I am sitting here tonight reviewing some thoughts before I see my new psychiatrist tomorrow. My therapist asked me to write down everything that I have been experiencing these last four months. It’s hard to believe it’s been that long and I don’t feel I have made much progress, if any.
I am certain of this, I added to my list of dysfunction more than was subtracted. I won’t get into the specifics because that doesn’t really matter. But I do want those of you who are beginning to deal with your mental illness to know it is not an exact science. It is actually something like walking through a minefield blindfolded. Some say we are guinea pigs for our doctors and this is true, but we all react differently to the variety of medications that are available.
Where will this lead? That is impossible to answer.

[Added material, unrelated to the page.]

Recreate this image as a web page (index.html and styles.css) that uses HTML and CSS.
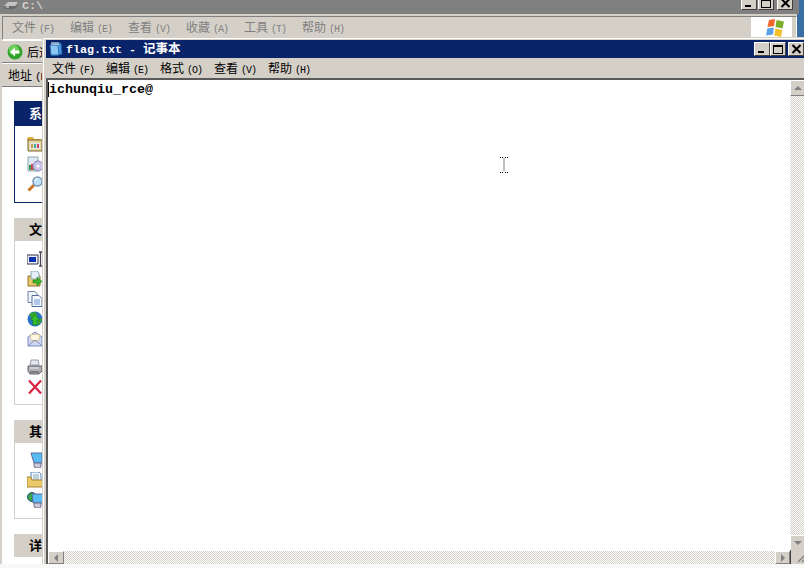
FILE: index.html
```html
<!DOCTYPE html>
<html lang="zh">
<head>
<meta charset="utf-8">
<title>flag.txt - 记事本</title>
<link rel="stylesheet" href="styles.css">
</head>
<body>
<div class="desktop">
  <div class="explorer">
    <div class="ex-title">
      <svg class="ex-drive" width="16" height="10" viewBox="0 0 16 10"><path d="M1 5 5 1h9l1 2-3 5H3z" fill="#c4c4c4"/><path d="M1 5h11l3-3v2l-3 4H2z" fill="#6a6a6a"/><path d="M3 6h3" stroke="#eee"/></svg>
      <span class="ex-title-text">C:\</span>
      <div class="ex-btns">
        <span class="btn"><i class="g-min"></i></span>
        <span class="btn"><i class="g-max"></i></span>
        <span class="btn btn-close"><svg width="11" height="10" viewBox="0 0 11 10"><path d="M1.5 1 9.5 9M9.5 1 1.5 9" stroke="#000" stroke-width="2"/></svg></span>
      </div>
    </div>
    <div class="ex-menu">
      <div class="ex-menu-items">
        <span class="mi">文件<b>(F)</b></span>
        <span class="mi">编辑<b>(E)</b></span>
        <span class="mi">查看<b>(V)</b></span>
        <span class="mi">收藏<b>(A)</b></span>
        <span class="mi">工具<b>(T)</b></span>
        <span class="mi">帮助<b>(H)</b></span>
      </div>
      <div class="logo">
        <svg width="20" height="20" viewBox="0 0 20 20"><path d="M4 2 10 1 9 8 2.500 9z" fill="#f0672a"/><path d="M11.500 2 19 3.500 17.500 10.500 10.500 9z" fill="#7db02a"/><path d="M2.300 10.500 8.800 9.600 8 16.500 1 17.500z" fill="#5aa0e6"/><path d="M10.300 10.500 17.300 12 16 19 9.300 17.500z" fill="#f3c02c"/></svg>
      </div>
    </div>
    <div class="ex-tool">
      <svg class="back" width="16" height="16" viewBox="0 0 16 16"><circle cx="8" cy="8" r="7.500" fill="#2fa32a"/><circle cx="7" cy="6" r="5" fill="#6fd05a"/><path d="M3 8 8 3.500V6.500H12.500V9.500H8V12.500z" fill="#fff"/></svg>
      <span class="tool-text">后退</span>
    </div>
    <div class="ex-addr"><span class="tool-text">地址<b>(D)</b></span></div>
    <div class="ex-body">
      <section class="panel panel-blue">
        <h3>系统任务</h3>
        <ul class="tasks">
          <li><svg width="16" height="16" viewBox="0 0 16 16"><path d="M0 3 1 1h5l1 2h7v2H0z" fill="#e0b040"/><path d="M1 4h14v11H1z" fill="#e8d8a0" stroke="#776633"/><path d="M3 7h10v6H3z" fill="#dfe8f0"/><path d="M4 8h2v4H4z" fill="#c94"/><path d="M7 8h2v4H7z" fill="#4a8"/><path d="M10 8h2v4h-2z" fill="#c46"/></svg></li>
          <li><svg width="16" height="16" viewBox="0 0 16 16"><path d="M1 1h10v14H1z" fill="#dfe8f5" stroke="#8aa"/><path d="M2 9h7v5H2z" fill="#3a9a5a"/><path d="M4 8h2v6H4z" fill="#d44"/><circle cx="11" cy="10" r="5" fill="#c8c4ea" stroke="#8884bb"/><circle cx="11" cy="10" r="1.500" fill="#fff"/></svg></li>
          <li><svg width="16" height="16" viewBox="0 0 16 16"><path d="M7 9 1.500 14.500" stroke="#c8752a" stroke-width="3"/><circle cx="10.500" cy="5.500" r="4.500" fill="#bfe3fa" stroke="#7a9ab8" stroke-width="1.500"/><path d="M8 5a3 3 0 0 1 3-2.500" stroke="#fff" fill="none"/></svg></li>
        </ul>
      </section>
      <section class="panel">
        <h3>文件和文件夹任务</h3>
        <ul class="tasks tasks-files">
          <li><svg width="16" height="16" viewBox="0 0 16 16"><path d="M0 4h11v9H0z" fill="#eef" stroke="#334"/><path d="M2 6h7v5H2z" fill="#0a2fb0"/><path d="M12 1h3M13.500 1v14M12 15h3" stroke="#445" stroke-width="1.300" fill="none"/></svg></li>
          <li><svg width="16" height="16" viewBox="0 0 16 16"><path d="M1 5h12v10H1z" fill="#e8c76a" stroke="#96702a"/><path d="M4 0h6l2 2v6H4z" fill="#e6eefa" stroke="#8aa"/><path d="M6 9h4V6l5 4.500-5 4.500v-3H6z" fill="#3cb52c" stroke="#1b7a1a" stroke-width=".6"/></svg></li>
          <li><svg width="16" height="16" viewBox="0 0 16 16"><path d="M1 .5h7l2 2v9H1z" fill="#eef3fb" stroke="#6f83a6"/><path d="M5 4.500h7l3 3v8H5z" fill="#f6f9ff" stroke="#56709e"/><path d="M7 9h6M7 11h6M7 13h6" stroke="#6f93d6"/></svg></li>
          <li><svg width="16" height="16" viewBox="0 0 16 16"><circle cx="8" cy="8" r="7.500" fill="#2a72c8"/><path d="M3 2 8 1l3 3-4 3-4-1zM10 9l4-2 1 2-3 5-2-2z" fill="#35a52d"/><path d="M8 3.500 12.500 9H10v5H6V9H3.500z" fill="#38c02e" stroke="#157a18" stroke-width=".6"/></svg></li>
          <li><svg width="16" height="16" viewBox="0 0 16 16"><path d="M1 6 8 1l7 5v9H1z" fill="#cfd8f3" stroke="#7f8cc0"/><path d="M3.500 3.500h9V8L8 11 3.500 8z" fill="#fff7df" stroke="#d0b070" stroke-width=".6"/><path d="M1 15 7 9.500h2L15 15" stroke="#7f8cc0" fill="none"/></svg></li>
          <li class="gap-before"><svg width="16" height="16" viewBox="0 0 16 16"><path d="M4 1h7l1 5H3z" fill="#e5e8f0" stroke="#99a"/><path d="M1 7h14v5l-3 3H3l-2-3z" fill="#aeb0b5" stroke="#5f6066"/><path d="M3 9h9" stroke="#eee"/><path d="M3 13h9" stroke="#444"/></svg></li>
          <li><svg width="16" height="16" viewBox="0 0 16 16"><path d="M2 1.500 14 14.500M14 1.500 2 14.500" stroke="#d8213f" stroke-width="2.200"/></svg></li>
        </ul>
      </section>
      <section class="panel">
        <h3>其它位置</h3>
        <ul class="tasks tasks-other">
          <li><svg width="16" height="16" viewBox="0 0 16 16"><path d="M4 1h11v10H7z" fill="#58bdf5" stroke="#5d6a9c"/><path d="M7 11h7v3l-1 2H8l-1-2z" fill="#c8c8d8" stroke="#6a6a8a"/></svg></li>
          <li><svg width="16" height="16" viewBox="0 0 16 16"><path d="M4 0h8l2 2v7H4z" fill="#f4f8ff" stroke="#5c86c0"/><path d="M6 3h6M6 5h6M6 7h6" stroke="#8ab"/><path d="M0 5h4l1 3h11v7H0z" fill="#ebc968" stroke="#a88432"/></svg></li>
          <li><svg width="16" height="16" viewBox="0 0 16 16"><circle cx="5" cy="5" r="4.500" fill="#3ca640" stroke="#1b4f8a"/><path d="M5 2h11v9H6z" fill="#58bdf5" stroke="#5d6a9c"/><path d="M7 11h7v3l-1 2H8l-1-2z" fill="#c8c8d8" stroke="#6a6a8a"/></svg></li>
        </ul>
      </section>
      <section class="panel panel-last">
        <h3>详细信息</h3>
      </section>
    </div>
  </div>

  <div class="notepad">
    <div class="np-title">
      <svg class="np-icon" width="14" height="15" viewBox="0 0 14 15"><path d="M3 1h9l1 11-10 2z" fill="#4f9be0" stroke="#1d5aa0"/><path d="M1 3h8l1 10H2z" fill="#8cc6f2" stroke="#2a6fb5"/><path d="M3 0v3M5 0v3M7 0v3M9 0v3" stroke="#eee"/></svg>
      <span class="np-title-text">flag.txt - <em>记事本</em></span>
      <div class="np-btns">
        <span class="btn"><i class="g-min"></i></span>
        <span class="btn"><i class="g-max"></i></span>
        <span class="btn btn-close"><svg width="11" height="10" viewBox="0 0 11 10"><path d="M1.5 1 9.500 9M9.500 1 1.500 9" stroke="#000" stroke-width="2"/></svg></span>
      </div>
    </div>
    <div class="np-menu">
      <span class="nmi">文件<b>(F)</b></span>
      <span class="nmi">编辑<b>(E)</b></span>
      <span class="nmi">格式<b>(O)</b></span>
      <span class="nmi">查看<b>(V)</b></span>
      <span class="nmi">帮助<b>(H)</b></span>
    </div>
    <div class="np-client">
      <div class="np-row">
        <div class="np-edit"><span class="caret"></span>ichunqiu_rce@</div>
        <div class="vbar">
          <span class="sb-btn"><i class="arr-up"></i></span>
          <span class="track"></span>
          <span class="sb-btn"><i class="arr-down"></i></span>
        </div>
      </div>
      <div class="hbar">
        <span class="sb-btn"><i class="arr-left"></i></span>
        <span class="track"></span>
        <span class="sb-btn"><i class="arr-right"></i></span>
        <span class="grip"><svg width="16" height="13" viewBox="0 0 16 13"><path d="M15 5 8 12M15 9 12 12" stroke="#808080" stroke-width="1.400"/></svg></span>
      </div>
    </div>
  </div>

  <svg class="ibeam" width="8" height="16" viewBox="0 0 8 16"><path d="M0 .5h3M5 .5h3M4 1.500V14M0 15.500h3M5 15.500h3" stroke="#000" stroke-dasharray="1 1" fill="none"/></svg>
</div>
</body>
</html>
```
FILE: styles.css
```css
* { box-sizing: border-box; }
html, body { margin: 0; padding: 0; background: #fdfdfd; }
ul { list-style: none; margin: 0; padding: 0; }
h3 { margin: 0; }

.desktop {
  position: relative;
  width: 804px;
  height: 568px;
  overflow: hidden;
  background: #f8f8f8;
  font-family: "Noto Sans CJK SC", "Liberation Sans", sans-serif;
  font-size: 12px;
}

/* background explorer window */
.explorer {
  position: absolute;
  left: 0;
  top: -4px;
  width: 804px;
  height: 568px;
  display: flex;
  flex-direction: column;
  background: #d4d0c8;
  border-left: 2px solid #d4d0c8;
  border-right: 7px solid #3a6ea5;
}
.ex-title {
  height: 18px;
  flex: none;
  margin: 0 -2px;
  padding-left: 3px;
  background: #808080;
  display: flex;
  align-items: flex-end;
  position: relative;
}
.ex-drive { margin-bottom: 3px; }
.ex-title-text {
  margin: 0 0 1px 3px;
  font: bold 11.7px/14px "Liberation Mono", monospace;
  color: #d4d0c8;
}
.ex-btns {
  margin-left: auto;
  margin-right: 6px;
  display: flex;
  gap: 1px;
  height: 15px;
  align-self: flex-start;
}
.ex-btns .btn-close { margin-left: 2px; }
.btn {
  width: 16px;
  height: 14px;
  background: #d4d0c8;
  border: 1px solid;
  border-color: #fff #404040 #404040 #fff;
  display: flex;
  align-items: center;
  justify-content: center;
  position: relative;
}
.g-min { position: absolute; left: 3px; bottom: 2px; width: 6px; height: 2px; background: #000; }
.g-max { width: 10px; height: 9px; border: 1px solid #000; border-top-width: 2px; }

.ex-menu {
  height: 24px;
  flex: none;
  margin-top: 2px;
  background: #d4d0c8;
  border: 1px solid;
  border-color: #808080 #fff #fff #808080;
  display: flex;
  align-items: center;
  justify-content: space-between;
}
.ex-menu-items { display: flex; padding-left: 9px; color: #808080; margin-top: -2px; }
.mi { width: 58px; line-height: 18px; }
.mi b, .nmi b, .tool-text b { font: 10px "Liberation Mono", monospace; margin-left: 3px; letter-spacing: -1px; }
.logo {
  width: 41px;
  height: 22px;
  margin-right: 4px;
  padding-left: 6px;
  background: #fff;
  display: flex;
  align-items: center;
  justify-content: center;
}
.ex-tool {
  height: 23px;
  flex: none;
  display: flex;
  align-items: center;
  padding: 1px 0 0 5px;
  border-top: 1px solid #fff;
  border-bottom: 1px solid #808080;
}
.tool-text { color: #000; line-height: 18px; }
.back { margin-right: 4px; }
.ex-addr {
  height: 23px;
  flex: none;
  display: flex;
  align-items: center;
  padding-left: 6px;
  border-top: 1px solid #fff;
}
.ex-addr b { font-size: 11px; }

.ex-body {
  flex: 1;
  background: #fff;
  padding: 14px 0 0 12px;
  border-top: 1px solid #808080;
  display: flex;
  flex-direction: column;
  gap: 15px;
  overflow: hidden;
}
.panel {
  width: 200px;
  border: 1px solid #d4d0c8;
  border-top: 0;
  flex: none;
}
.panel h3 {
  height: 23px;
  margin: 0 -1px;
  padding-left: 15px;
  background: #d4d0c8;
  font: bold 13px/22px "Noto Sans CJK SC", sans-serif;
  color: #000;
}
.panel-blue { border-color: #0a246a; }
.panel-blue h3 { height: 25px; line-height: 24px; background: #0a246a; color: #fff; }
.panel-last { border: 0; height: 22px; }
.panel-last h3 { margin: 0; padding-left: 15px; }
.tasks { padding: 10px 0 6px 12px; }
.tasks-files { padding-bottom: 5px; }
.tasks li { height: 20px; }
.tasks svg { display: block; }
.tasks .gap-before { margin-top: 8px; }
.tasks-other { padding-top: 9px; }

/* notepad */
.notepad {
  position: absolute;
  left: 42px;
  top: 37px;
  width: 764px;
  height: 527px;
  display: flex;
  flex-direction: column;
  background: #d4d0c8;
  border-left: 1px solid #d4d0c8;
  border-top: 1px solid #d4d0c8;
  box-shadow: inset 1px 1px 0 #fff;
  padding: 2px 0 0 4px;
}
.np-title {
  height: 18px;
  flex: none;
  margin-left: -1px;
  padding-left: 3px;
  background: #0a246a;
  display: flex;
  align-items: center;
  color: #fff;
}
.np-icon { margin-right: 3px; }
.np-title-text {
  font: bold 11.67px/18px "Liberation Mono", monospace;
  white-space: pre;
}
.np-title-text em { font: bold 12.5px/18px "Noto Sans CJK SC", sans-serif; }
.np-btns {
  margin-left: auto;
  margin-right: 2px;
  display: flex;
  gap: 0;
}
.np-btns .btn-close { margin-left: 2px; }
.np-menu {
  height: 20px;
  flex: none;
  display: flex;
  align-items: flex-start;
  padding-left: 5px;
  padding-top: 1px;
}
.nmi { width: 54px; line-height: 18px; color: #000; }
.np-client {
  flex: 1;
  min-height: 0;
  display: flex;
  flex-direction: column;
  border-top: 2px solid #5a5a5a;
  border-left: 2px solid #5a5a5a;
  margin-left: -1px;
}
.np-row { flex: 1; min-height: 0; display: flex; }
.np-edit {
  flex: 1;
  background: #fff;
  position: relative;
  padding: 2px 0 0 1px;
  font: bold 13.33px/15px "Liberation Mono", monospace;
  color: #000;
}
.caret { position: absolute; left: 0; top: 2px; width: 1px; height: 15px; background: #000; }
.vbar { width: 16px; flex: none; display: flex; flex-direction: column; }
.hbar { height: 13px; flex: none; display: flex; background: #d4d0c8; }
.track {
  flex: 1;
  background-color: #fff;
  background-image: conic-gradient(#d4d0c8 25%, #fff 0 50%, #d4d0c8 0 75%, #fff 0);
  background-size: 2px 2px;
}
.sb-btn {
  flex: none;
  background: #d4d0c8;
  border: 1px solid;
  border-color: #fff #808080 #808080 #fff;
  display: flex;
  align-items: center;
  justify-content: center;
}
.vbar .sb-btn { height: 16px; }
.hbar .sb-btn { width: 16px; }
.hbar .sb-btn:nth-child(3) { width: 15px; }
.arr-up { width: 0; height: 0; border: 4px solid transparent; border-top: 0; border-bottom: 4px solid #808080; }
.arr-down { width: 0; height: 0; border: 4px solid transparent; border-bottom: 0; border-top: 4px solid #808080; }
.arr-left { width: 0; height: 0; border: 4px solid transparent; border-left: 0; border-right: 4px solid #808080; }
.arr-right { width: 0; height: 0; border: 4px solid transparent; border-right: 0; border-left: 4px solid #808080; }
.grip { width: 16px; flex: none; background: #d4d0c8; border-left: 1px solid #404040; margin-top: -1px; }
.grip svg { display: block; margin-left: -1px; }

.ibeam { position: absolute; left: 500px; top: 157px; }
```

I feel that the 6 weeks I spent in out-patient therapy did provide some benefits, if nothing else to meet people who have the same struggles as I do. Sometimes it just good to know we aren’t alone in our world of confusion and never-ending torments. To meet and become friends on a very deep level for the short time we are together, it feels so much more meaningful than the shallowness of relationships we all are acquainted with. I used to have what I thought were so many friends, its only when you crash and burn that they’re allegiance is tested, remember that. The fact that I tend to isolate comes in handy when I have no-one else to talk to.
I feel some anxiety as I write, as if I am destined to be stuck and unable to move forward. I really do want to, but I am constantly having to remind myself to look ahead and focus on what the possibilities are instead of the habit of looking back and beating the hell out of myself. Maybe I should wear a neck-brace for a few days and realize the effort it takes, and the work involved to do that. If you’ve never worn one, count yourself fortunate. I have and its very uncomfortable!
I have a candle lit in my small room, and some Telemann playing on my stereo, it is very calming. I think I will just sit in my big chair and listen and enjoy. I hope your night is equally at rest knowing we are all on this journey together. Please feel free to comment and let’s help each other, god knows we need it!